Records for processing =>
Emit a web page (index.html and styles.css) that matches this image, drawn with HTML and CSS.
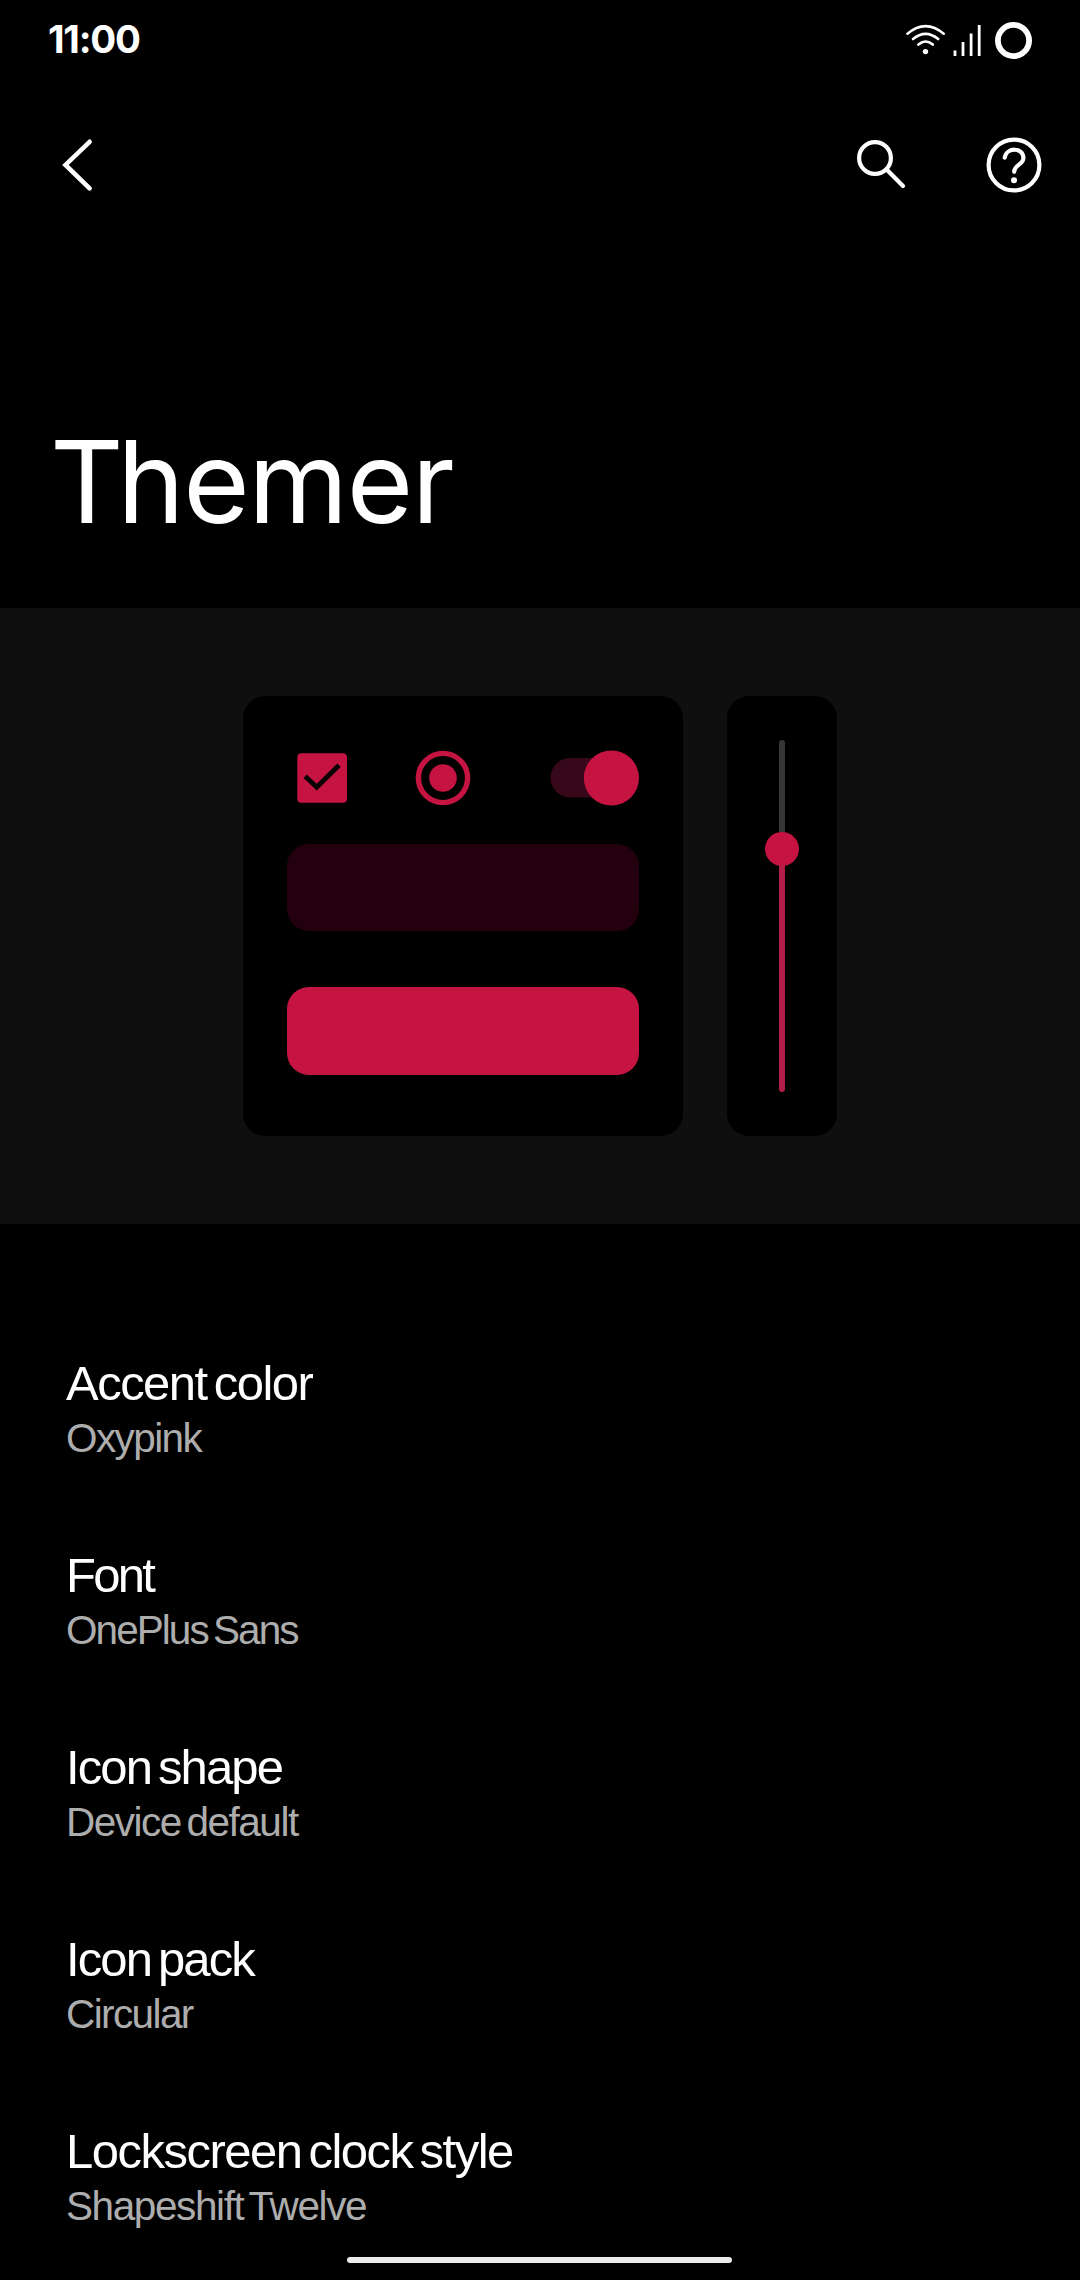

* * *

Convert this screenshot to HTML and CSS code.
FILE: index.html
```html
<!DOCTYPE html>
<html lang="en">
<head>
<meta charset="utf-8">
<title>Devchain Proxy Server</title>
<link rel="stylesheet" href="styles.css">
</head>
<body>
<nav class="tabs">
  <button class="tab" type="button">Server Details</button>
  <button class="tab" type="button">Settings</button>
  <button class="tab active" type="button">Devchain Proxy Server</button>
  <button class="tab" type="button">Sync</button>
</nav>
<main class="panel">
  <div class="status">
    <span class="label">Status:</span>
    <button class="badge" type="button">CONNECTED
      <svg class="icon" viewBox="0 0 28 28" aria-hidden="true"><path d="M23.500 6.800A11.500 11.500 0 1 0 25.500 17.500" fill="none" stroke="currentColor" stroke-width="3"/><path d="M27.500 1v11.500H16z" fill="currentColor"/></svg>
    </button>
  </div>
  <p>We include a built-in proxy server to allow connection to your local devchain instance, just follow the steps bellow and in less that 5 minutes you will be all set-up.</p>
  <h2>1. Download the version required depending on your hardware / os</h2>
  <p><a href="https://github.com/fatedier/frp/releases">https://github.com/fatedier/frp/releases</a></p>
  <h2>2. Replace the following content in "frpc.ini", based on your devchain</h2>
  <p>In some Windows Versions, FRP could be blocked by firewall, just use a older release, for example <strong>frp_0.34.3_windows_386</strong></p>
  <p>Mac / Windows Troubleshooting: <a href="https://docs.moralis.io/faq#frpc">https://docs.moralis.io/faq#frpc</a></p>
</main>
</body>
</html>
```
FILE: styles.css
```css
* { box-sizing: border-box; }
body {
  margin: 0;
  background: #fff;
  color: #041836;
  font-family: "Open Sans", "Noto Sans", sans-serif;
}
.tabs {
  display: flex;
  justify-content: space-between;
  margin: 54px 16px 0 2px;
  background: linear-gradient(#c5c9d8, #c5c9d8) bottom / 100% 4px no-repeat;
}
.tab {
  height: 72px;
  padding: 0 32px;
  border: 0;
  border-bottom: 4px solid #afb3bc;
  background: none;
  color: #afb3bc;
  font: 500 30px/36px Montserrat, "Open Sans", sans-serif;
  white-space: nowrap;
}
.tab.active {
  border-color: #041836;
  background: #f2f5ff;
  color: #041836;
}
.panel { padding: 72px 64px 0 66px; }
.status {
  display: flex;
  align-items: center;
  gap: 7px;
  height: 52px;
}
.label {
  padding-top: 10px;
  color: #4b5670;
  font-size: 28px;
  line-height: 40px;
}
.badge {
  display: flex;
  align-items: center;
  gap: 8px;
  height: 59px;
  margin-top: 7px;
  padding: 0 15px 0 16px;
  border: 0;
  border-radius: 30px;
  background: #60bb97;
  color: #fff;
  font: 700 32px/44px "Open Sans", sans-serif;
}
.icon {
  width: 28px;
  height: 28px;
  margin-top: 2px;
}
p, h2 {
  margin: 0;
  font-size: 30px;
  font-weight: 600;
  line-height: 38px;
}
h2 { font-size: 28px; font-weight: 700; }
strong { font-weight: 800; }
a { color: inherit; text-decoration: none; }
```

==

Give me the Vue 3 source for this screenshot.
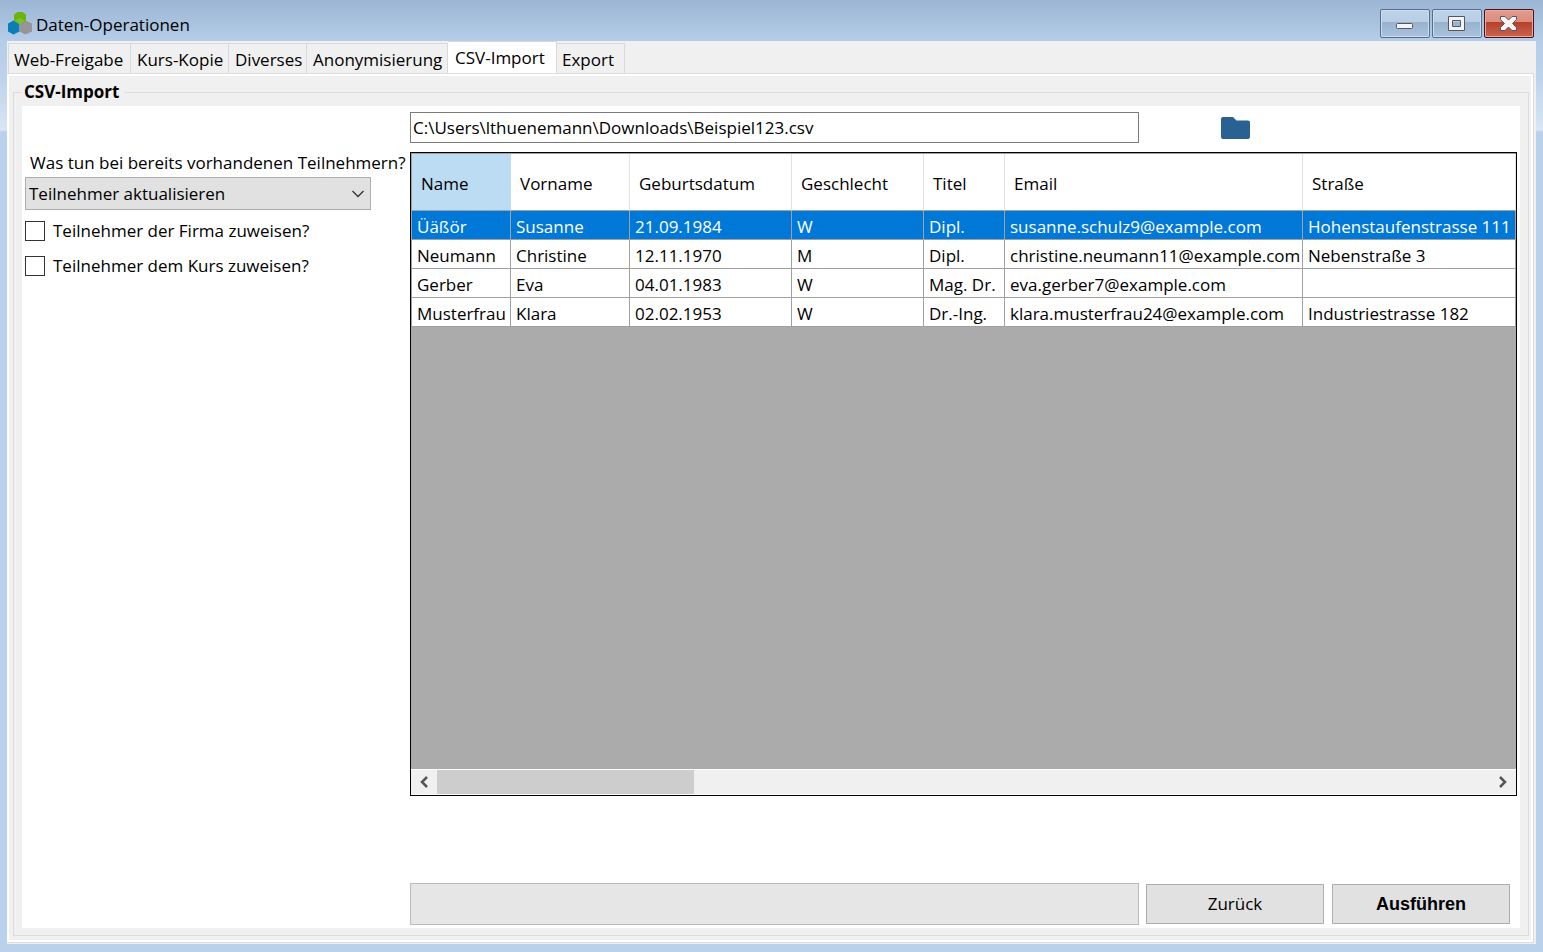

What to work on => Identify and copy all lines with the word "screenshot".

Problem solution =>
Convert this screenshot to HTML and CSS code.
Give me the Vue 3 source for this screenshot.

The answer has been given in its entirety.